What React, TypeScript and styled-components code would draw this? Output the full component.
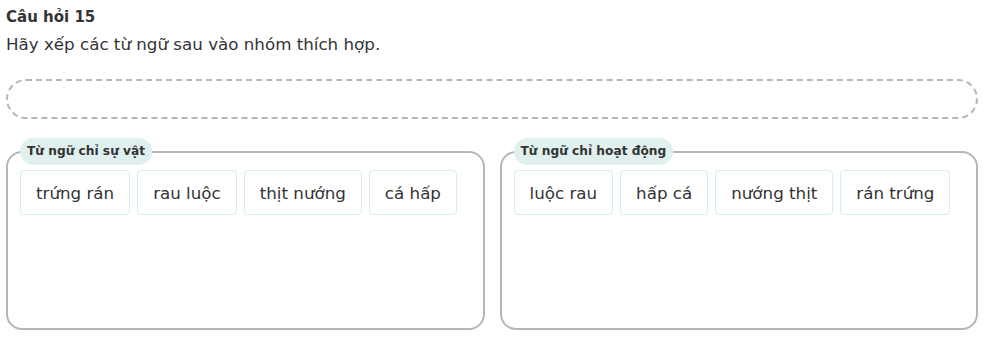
import React from "react";
import styled, { createGlobalStyle } from "styled-components";

const Global = createGlobalStyle`
  html, body { margin: 0; padding: 0; background: #fff; }
  body {
    font-family: "DejaVu Sans", Verdana, sans-serif;
    color: #333;
  }
`;

const Page = styled.div`
  padding: 6px 9px 0 6px;
`;

const Title = styled.div`
  font-size: 15px;
  font-weight: bold;
  line-height: 22px;
  color: #333;
`;

const Prompt = styled.div`
  font-size: 16.7px;
  line-height: 24px;
  color: #333;
  margin-top: 4px;
`;

const DropZone = styled.div`
  margin-top: 23px;
  height: 40px;
  box-sizing: border-box;
  border: 2px dashed #b3b6bb;
  border-radius: 20px;
`;

const Groups = styled.div`
  display: grid;
  grid-template-columns: 1fr 1fr;
  gap: 15px;
  margin-top: 19px;
`;

const Group = styled.fieldset`
  margin: 0;
  min-width: 0;
  padding: 5px 12px 12px;
  border: 2px solid #b3b6bb;
  border-radius: 16px;
`;

const Legend = styled.legend`
  padding: 0 7px;
  height: 27px;
  line-height: 27px;
  border-radius: 14px;
  background: #dff0ee;
  font-size: 12.2px;
  font-weight: bold;
  color: #333;
`;

const Chips = styled.div`
  display: flex;
  flex-wrap: wrap;
  align-content: flex-start;
  gap: 7px;
  min-height: 146px;
`;

const Chip = styled.div`
  height: 45px;
  box-sizing: border-box;
  padding: 0 15px;
  display: flex;
  align-items: center;
  border: 1px solid #d6eded;
  border-radius: 4px;
  font-size: 16.7px;
  color: #333;
  background: #fff;
`;

const groups = [
  { label: "Từ ngữ chỉ sự vật", items: ["trứng rán", "rau luộc", "thịt nướng", "cá hấp"] },
  { label: "Từ ngữ chỉ hoạt động", items: ["luộc rau", "hấp cá", "nướng thịt", "rán trứng"] },
];

export default function App() {
  return (
    <>
      <Global />
      <Page>
        <Title>Câu hỏi 15</Title>
        <Prompt>Hãy xếp các từ ngữ sau vào nhóm thích hợp.</Prompt>
        <DropZone />
        <Groups>
          {groups.map((g) => (
            <Group key={g.label}>
              <Legend>{g.label}</Legend>
              <Chips>
                {g.items.map((it) => (
                  <Chip key={it}>{it}</Chip>
                ))}
              </Chips>
            </Group>
          ))}
        </Groups>
      </Page>
    </>
  );
}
::::::::
*WORK REQUIRED*.
Return the full material word for word. Do not include the pictures.

*OUTPUT FOR THIS TASK*.
What React, TypeScript and styled-components code would draw this? Output the full component.
import React from "react";
import styled, { createGlobalStyle } from "styled-components";

const Global = createGlobalStyle`
  html, body { margin: 0; padding: 0; background: #fff; }
  body {
    font-family: "DejaVu Sans", Verdana, sans-serif;
    color: #333;
  }
`;

const Page = styled.div`
  padding: 6px 9px 0 6px;
`;

const Title = styled.div`
  font-size: 15px;
  font-weight: bold;
  line-height: 22px;
  color: #333;
`;

const Prompt = styled.div`
  font-size: 16.7px;
  line-height: 24px;
  color: #333;
  margin-top: 4px;
`;

const DropZone = styled.div`
  margin-top: 23px;
  height: 40px;
  box-sizing: border-box;
  border: 2px dashed #b3b6bb;
  border-radius: 20px;
`;

const Groups = styled.div`
  display: grid;
  grid-template-columns: 1fr 1fr;
  gap: 15px;
  margin-top: 19px;
`;

const Group = styled.fieldset`
  margin: 0;
  min-width: 0;
  padding: 5px 12px 12px;
  border: 2px solid #b3b6bb;
  border-radius: 16px;
`;

const Legend = styled.legend`
  padding: 0 7px;
  height: 27px;
  line-height: 27px;
  border-radius: 14px;
  background: #dff0ee;
  font-size: 12.2px;
  font-weight: bold;
  color: #333;
`;

const Chips = styled.div`
  display: flex;
  flex-wrap: wrap;
  align-content: flex-start;
  gap: 7px;
  min-height: 146px;
`;

const Chip = styled.div`
  height: 45px;
  box-sizing: border-box;
  padding: 0 15px;
  display: flex;
  align-items: center;
  border: 1px solid #d6eded;
  border-radius: 4px;
  font-size: 16.7px;
  color: #333;
  background: #fff;
`;

const groups = [
  { label: "Từ ngữ chỉ sự vật", items: ["trứng rán", "rau luộc", "thịt nướng", "cá hấp"] },
  { label: "Từ ngữ chỉ hoạt động", items: ["luộc rau", "hấp cá", "nướng thịt", "rán trứng"] },
];

export default function App() {
  return (
    <>
      <Global />
      <Page>
        <Title>Câu hỏi 15</Title>
        <Prompt>Hãy xếp các từ ngữ sau vào nhóm thích hợp.</Prompt>
        <DropZone />
        <Groups>
          {groups.map((g) => (
            <Group key={g.label}>
              <Legend>{g.label}</Legend>
              <Chips>
                {g.items.map((it) => (
                  <Chip key={it}>{it}</Chip>
                ))}
              </Chips>
            </Group>
          ))}
        </Groups>
      </Page>
    </>
  );
}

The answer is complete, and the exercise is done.